O manifesto finaliza ao afirmar que “se o alumínio é um dos metais que favorecem a transição energética, saibam que não será uma transição energética justa, considerando o rastro de destruição que sua produção causa aos povos da Amazônia. Que o mundo saiba quem são vocês, os responsáveis pela destruição e pelas mudanças climáticas! Que a Noruega, maior acionista da Norsk Hydro, seja responsabilizada pelos danos causados à Amazônia, tanto no Vale do Acará, como em Barcarena, onde centenas de famílias estão contaminadas com metais pesados decorrentes das operações desta empresa!”.
A reportagem solicitou um posicionamento à empresa Hydro e à Secretaria de Estado de Meio Ambiente e Sustentabilidade (Semas).

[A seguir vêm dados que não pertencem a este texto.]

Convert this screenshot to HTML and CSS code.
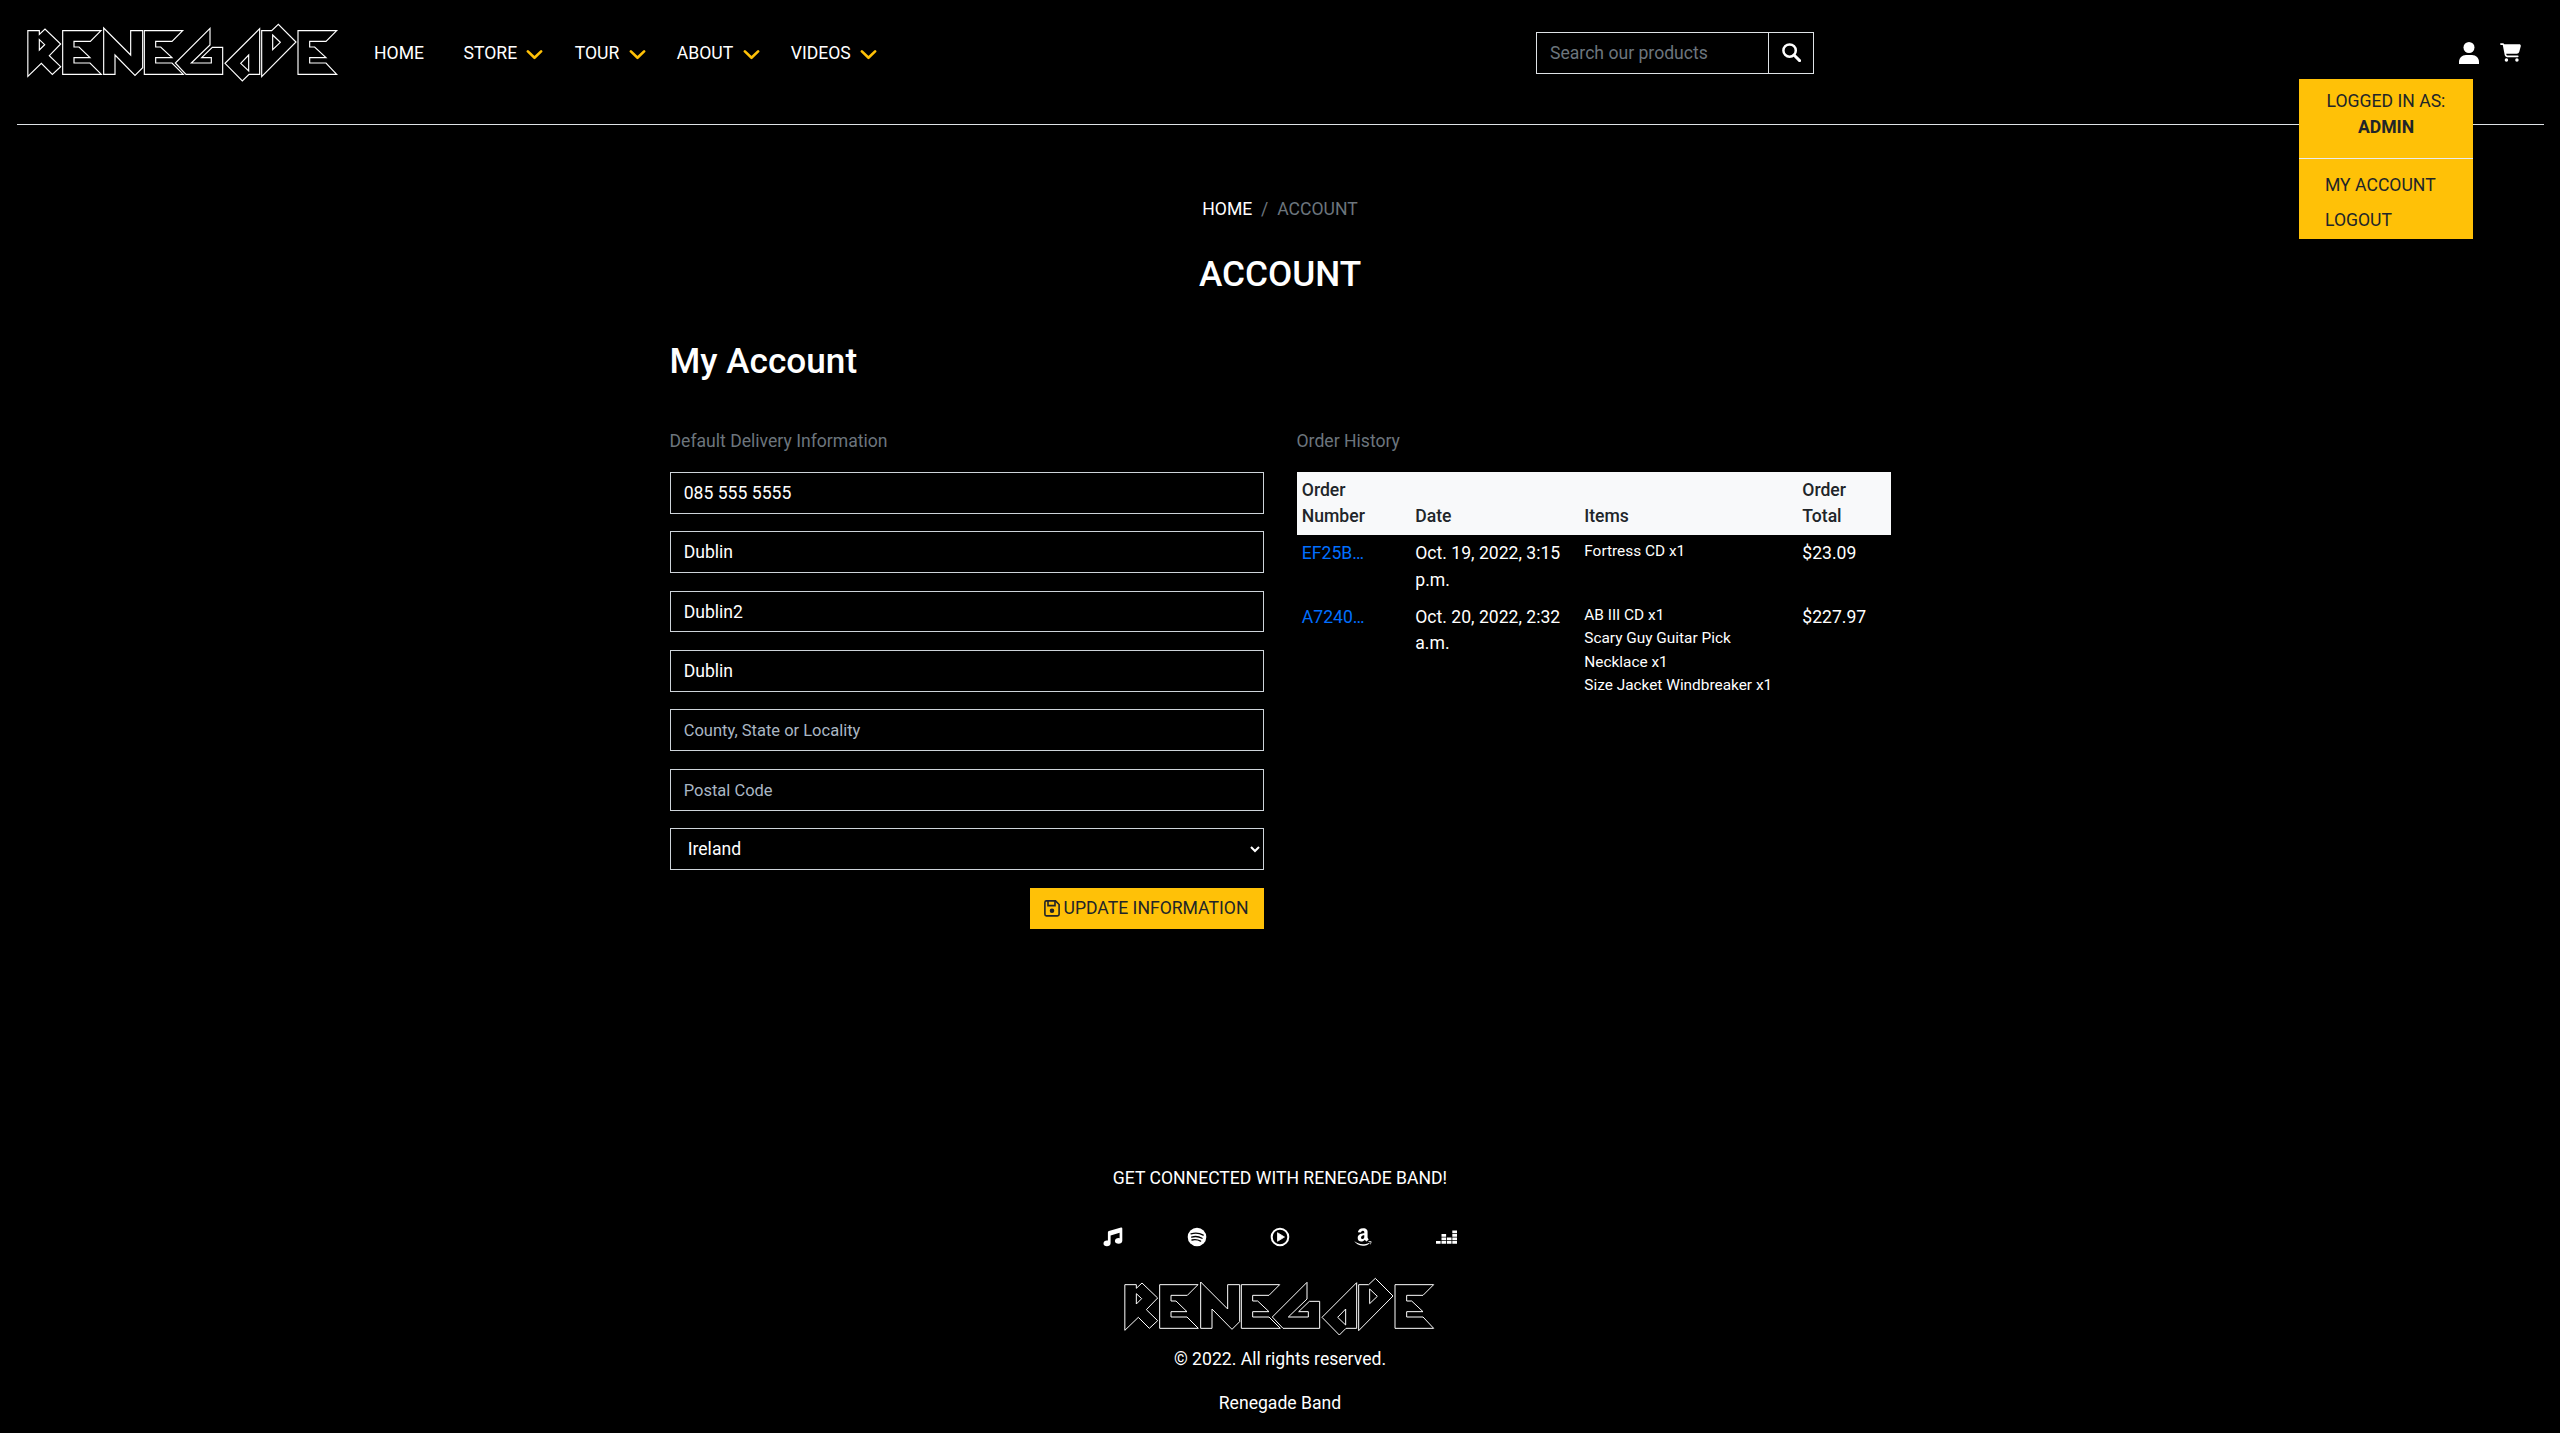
FILE: index.html
```html
<!DOCTYPE html>
<html lang="en">
<head>
<meta charset="utf-8">
<title>Renegade | Account</title>
<link rel="stylesheet" href="styles.css">
</head>
<body>
<svg class="defs" aria-hidden="true">
  <symbol id="logo" viewBox="78 66 942 183">
    <g fill="none" stroke="currentColor">
      <path d="M83.500 92H118V103L135 87L182 132L148 167L182 200L157 223L124 190L83.500 229ZM118 119L134 134L118 150Z"/>
      <path d="M188 92H303L271 124H222V141H237L270 173H222V189H270L304 223H188Z"/>
      <path d="M311 84L392 165V92H428V203L405 226L345 165V223H311Z"/>
      <path d="M433 92H548L516 124H467V141H482L516 173H467V189H516L550 223H433Z"/>
      <path d="M630 85V135L574 189H634V173H605L637 142H668V223H558L526 189Z"/>
      <path d="M779 86L675 190L727 243L747 223H779ZM722 190L746 165V213Z"/>
      <path d="M785 92H815L835 73L888 126L785 230ZM818 105L841 127L818 149Z"/>
      <path d="M894 92H1010L978 124H929V141H944L978 173H929V189H978L1010 223H894Z"/>
    </g>
  </symbol>
  <symbol id="chev" viewBox="0 0 16 10"><path d="M1.400 1.400L8 7.800L14.600 1.400" fill="none" stroke="currentColor" stroke-width="2.600" stroke-linecap="round" stroke-linejoin="round"/></symbol>
</svg>
<header class="header">
  <a class="brand"><svg class="logo"><use href="#logo"/></svg></a>
  <nav class="nav">
    <a class="home">HOME</a>
    <a>STORE<svg class="chev"><use href="#chev"/></svg></a>
    <a>TOUR<svg class="chev"><use href="#chev"/></svg></a>
    <a>ABOUT<svg class="chev"><use href="#chev"/></svg></a>
    <a>VIDEOS<svg class="chev"><use href="#chev"/></svg></a>
  </nav>
  <form class="search">
    <input type="text" placeholder="Search our products">
    <button type="button" aria-label="Search"><svg width="19" height="19" viewBox="0 0 19 19" fill="none" stroke="#fff"><circle cx="7.600" cy="7.600" r="6.200" stroke-width="2.500"/><path d="M12 12l5.600 5.600" stroke-width="2.900" stroke-linecap="round"/></svg></button>
  </form>
  <div class="tools">
    <svg class="user" viewBox="0 0 20 22" fill="#fff"><circle cx="10" cy="5.500" r="5.500"/><path d="M0 22v-2c0-4 3-7 7-7h6c4 0 7 3 7 7v2z"/></svg>
    <svg class="cart" viewBox="0 0 576 512" fill="#fff"><path d="M0 24C0 10.700 10.700 0 24 0H69.500c22 0 41.500 12.800 50.600 32h411c26.300 0 45.500 25 38.600 50.400l-41 152.300c-8.500 31.400-37 53.300-69.500 53.300H170.700l5.400 28.500c2.200 11.300 12.100 19.500 23.600 19.500H488c13.300 0 24 10.700 24 24s-10.700 24-24 24H199.700c-34.600 0-64.300-24.600-70.700-58.500L77.400 54.500c-.7-3.800-4-6.500-7.900-6.500H24C10.700 48 0 37.300 0 24zM128 464a48 48 0 1 1 96 0 48 48 0 1 1-96 0zm336-48a48 48 0 1 1 0 96 48 48 0 1 1 0-96z"/></svg>
    <div class="menu">
      <p class="who">LOGGED IN AS:<br><strong>ADMIN</strong></p>
      <a>MY ACCOUNT</a>
      <a>LOGOUT</a>
    </div>
  </div>
</header>
<main class="container">
  <div class="crumbs"><a>HOME</a><span class="sep">/</span><span>ACCOUNT</span></div>
  <h1>ACCOUNT</h1>
  <h2>My Account</h2>
  <div class="columns">
    <section>
      <p class="label">Default Delivery Information</p>
      <form class="delivery">
        <input type="text" value="085 555 5555">
        <input type="text" value="Dublin">
        <input type="text" value="Dublin2">
        <input type="text" value="Dublin">
        <input type="text" placeholder="County, State or Locality">
        <input type="text" placeholder="Postal Code">
        <select><option>Ireland</option></select>
        <button type="button" class="update"><svg width="16" height="17" viewBox="0 0 16 17" fill="none" stroke="#212529" stroke-width="1.600"><path d="M2.300.9h9.200l3.600 3.600v9.800q0 1.600-1.600 1.600H2.300Q.9 15.900.9 14.300V2.500Q.9.9 2.300.9z"/><path d="M4 1v4.600h7V1"/><circle cx="8" cy="10.800" r="1.500" fill="#212529"/></svg>UPDATE INFORMATION</button>
      </form>
    </section>
    <section>
      <p class="label">Order History</p>
      <table class="orders">
        <colgroup><col class="c1"><col class="c2"><col class="c3"><col class="c4"></colgroup>
        <thead><tr><th>Order<br>Number</th><th>Date</th><th>Items</th><th>Order<br>Total</th></tr></thead>
        <tbody>
          <tr><td><a>EF25B…</a></td><td>Oct. 19, 2022, 3:15<br>p.m.</td><td><ul><li>Fortress CD x1</li></ul></td><td>$23.09</td></tr>
          <tr><td><a>A7240…</a></td><td>Oct. 20, 2022, 2:32<br>a.m.</td><td><ul><li>AB III CD x1</li><li>Scary Guy Guitar Pick<br>Necklace x1</li><li>Size Jacket Windbreaker x1</li></ul></td><td>$227.97</td></tr>
        </tbody>
      </table>
    </section>
  </div>
</main>
<footer class="footer">
  <p>GET CONNECTED WITH RENEGADE BAND!</p>
  <div class="social">
    <svg viewBox="0 0 20 20" fill="#fff"><path d="M19.300 1.500v12.300c0 1.900-1.700 3-3.700 3s-3.700-1-3.700-2.800 1.700-2.900 3.700-2.900q.7 0 1 .1V5.800L7.600 8.400v7.800c0 1.900-1.700 3-3.700 3S.5 18.100.5 16.400s1.500-2.900 3.400-2.900q.7 0 1 .1V5.200q0-1 1-1.300L18 .6q1.200-.3 1.300.9z"/></svg>
    <svg viewBox="0 0 20 20"><circle cx="10" cy="10" r="9.300" fill="#fff"/><path d="M4 6.900c4.200-1.200 8.700-.7 12.200 1.200M4.600 10.100c3.500-1 7.300-.6 10.400 1.200M5 13c3-.7 6-.3 8.600 1.100" fill="none" stroke="#000" stroke-width="1.300" stroke-linecap="round"/></svg>
    <svg viewBox="0 0 20 20"><circle cx="10" cy="10" r="8.300" fill="none" stroke="#fff" stroke-width="2"/><path d="M7.500 5.700l7 4.300-7 4.300z" fill="#fff" stroke="#fff" stroke-width=".8" stroke-linejoin="round"/></svg>
    <svg viewBox="0 0 448 512" fill="#fff"><path d="M257.200 162.700c-48.700 1.800-169.500 15.500-169.500 117.500 0 109.500 138.300 114 183.500 43.200 6.500 10.200 35.400 37.500 45.300 46.800l56.800-56S341 288.900 341 261.400V114.300C341 89 316.500 32 228.700 32 140.700 32 94 87 94 136.300l73.500 6.800c16.300-49.500 54.200-49.500 54.200-49.500 40.700-.1 35.500 29.800 35.500 69.100zm0 86.800c0 80-84.200 68-84.200 17.200 0-47.200 50.500-56.700 84.200-57.800v40.600zm136 163.500c-7.700 10-70 67-174.500 67S34.200 408.500 9.700 379c-6.800-7.700 1-11.300 5.500-8.300C88.500 415.200 203 488.500 387.700 401c7.500-3.700 13.300 2 5.500 12zm39.800 2.200c-6.500 15.800-16 26.800-21.200 31-5.500 4.500-9.500 2.700-6.500-3.800s19.300-46.500 12.700-55c-6.500-8.300-37-4.300-48-3.200-10.800 1-13 2-14-.3-2.300-5.700 21.700-15.500 37.500-17.500 15.700-1.800 41-.8 46 5.700 3.700 5.100 0 27.100-6.500 43.100z"/></svg>
    <svg class="deezer" viewBox="0 0 21 20" fill="#fff"><path d="M0 14h4.600v2.700H0zM5.500 14h4.600v2.700H5.500zM10.900 14h4.600v2.700h-4.600zM16.300 14h4.700v2.700h-4.700zM5.500 10.500h4.600v2.700H5.500zM10.900 10.500h4.600v2.700h-4.600zM16.300 10.500h4.700v2.700h-4.700zM5.500 7h4.600v2.700H5.500zM16.300 7h4.700v2.700h-4.700zM16.300 3.500h4.700v2.700h-4.700z"/></svg>
  </div>
  <svg class="logo"><use href="#logo"/></svg>
  <p class="copy">© 2022. All rights reserved.</p>
  <p class="band">Renegade Band</p>
</footer>
</body>
</html>
```
FILE: styles.css
```css
* { box-sizing: border-box; }
html { font-size: 17.6px; background: #fff; }
body {
  margin: 0;
  height: 1433px;
  overflow: hidden;
  display: flex;
  flex-direction: column;
  background: #000;
  color: #fff;
  font: 400 1rem/1.5 Roboto, sans-serif;
}
p, h1, h2, ul { margin: 0; padding: 0; }
svg { display: block; flex: none; }
input, select, button { font: inherit; border-radius: 0; }
.defs { position: absolute; width: 0; height: 0; }

.header {
  flex: none;
  display: flex;
  align-items: flex-start;
  height: 125px;
  margin: 0 16px 0 17px;
  border-bottom: 1px solid #dee2e6;
}
.logo { width: 314px; height: 61px; color: #fff; stroke-width: 3.5; }
.brand { margin: 22px 0 0 9px; width: 314px; flex: none; }
.nav { flex: none; display: flex; width: 1195px; padding: 39.500px 0 0 34px; }
.nav a { display: flex; align-items: center; margin-right: 31.200px; }
.nav .home { margin-right: 39.500px; }
.chev { width: 17px; height: 10px; margin: 4px 0 0 9.300px; color: #ffc107; }
.search { display: flex; width: 278px; height: 42px; margin: 32px 0 0 1px; border: 1px solid #dee2e6; }
.search input { width: 231px; padding: 1px 13px 0; border: 0; background: #000; color: #fff; }
.search input::placeholder { color: #6c757d; opacity: 1; }
.search button { flex: 1; padding: 0 0 1px 13px; border: 0; border-left: 1px solid #dee2e6; background: #000; }
.tools { position: relative; display: flex; margin: 42px 23px 0 auto; gap: 21px; }
.user { width: 20px; height: 22px; }
.cart { width: 21px; height: 19px; margin-top: 1px; }
.menu {
  position: absolute;
  top: 37px;
  right: 48px;
  width: 174px;
  height: 159.500px;
  background: #ffc107;
  color: #212529;
}
.who { height: 79.500px; padding-top: 8.500px; text-align: center; border-bottom: 1px solid #e9ecef; }
.who strong { font-weight: 700; }
.menu a { display: block; height: 35.200px; padding-left: 26px; }
.who + a { margin-top: 13.300px; }

.container { width: 1221px; margin: 0 auto; }
.crumbs { display: flex; justify-content: center; margin-top: 70.800px; color: #6c757d; }
.crumbs a { color: #fff; }
.crumbs .sep { padding: 0 8.800px; }
h1, h2 { font-size: 2rem; line-height: 1.2; font-weight: 500; }
h1 { margin-top: 30.500px; text-align: center; }
h2 { margin-top: 45.200px; }
.columns { display: grid; grid-template-columns: 1fr 1fr; column-gap: 33px; margin-top: 45.500px; }
.label { color: #6c757d; margin-bottom: 17.600px; }
.delivery { display: flex; flex-direction: column; gap: 17.600px; }
.delivery input, .delivery select {
  height: 41.800px;
  width: 100%;
  padding: 6.600px 13.200px;
  border: 1px solid #ced4da;
  background: #000;
  color: #fff;
}
.delivery select { padding: 6.600px 11.500px 6.600px 13.200px; }
.delivery input::placeholder { color: #aab7c4; opacity: 1; font-size: 16.500px; }
.update {
  align-self: flex-end;
  display: flex;
  align-items: center;
  gap: 4px;
  width: 234px;
  height: 41.800px;
  padding: 0 14px;
  border: 0;
  background: #ffc107;
  color: #212529;
  white-space: nowrap;
}

.orders { width: 594px; table-layout: fixed; border-collapse: collapse; }
.c1 { width: 113.500px; }
.c2 { width: 169px; }
.c3 { width: 218px; }
.orders th, .orders td { padding: 5.280px; text-align: left; vertical-align: top; white-space: nowrap; }
.orders th { vertical-align: bottom; font-weight: 500; background: #f8f9fa; color: #212529; }
.orders a { color: #006fff; }
.orders ul { list-style: none; font-size: 15.400px; line-height: 23.500px; }

.footer { margin-top: auto; display: flex; flex-direction: column; align-items: center; height: 268px; }
.social { display: grid; grid-template-columns: repeat(5, 83.300px); justify-items: center; margin-top: 36px; }
.social svg { width: 20px; height: 20px; }
.social .deezer { width: 21px; }
.footer .logo { margin-top: 29px; stroke-width: 3; }
.copy { margin-top: 8.500px; }
.band { margin-top: 17.600px; }
```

Em nota, a Hydro informou que a "manutenção preventiva do mineroduto em Acará (PA) foi paralisada no dia 13 de setembro de 2024, após pessoas, que se identificaram como indígenas Turiwara e que informam viver aos arredores da Terra Indígena Turé-Mariquita, impedirem o acesso de funcionários da Mineração Paragominas (MPSA) às suas faixas de servidão situadas na região do Acará".
A empresa acusou os indígenas de de realizarem "bloqueios ilegais que impedem tais atividades de manutenção de extrema importância" e defendeu que "faixas de servidão do mineroduto e linha de transmissão não passam pelo território indígena Turiwara, tampouco estão em zona de influência". A Semas não se posicionou até a publicação da reportagem.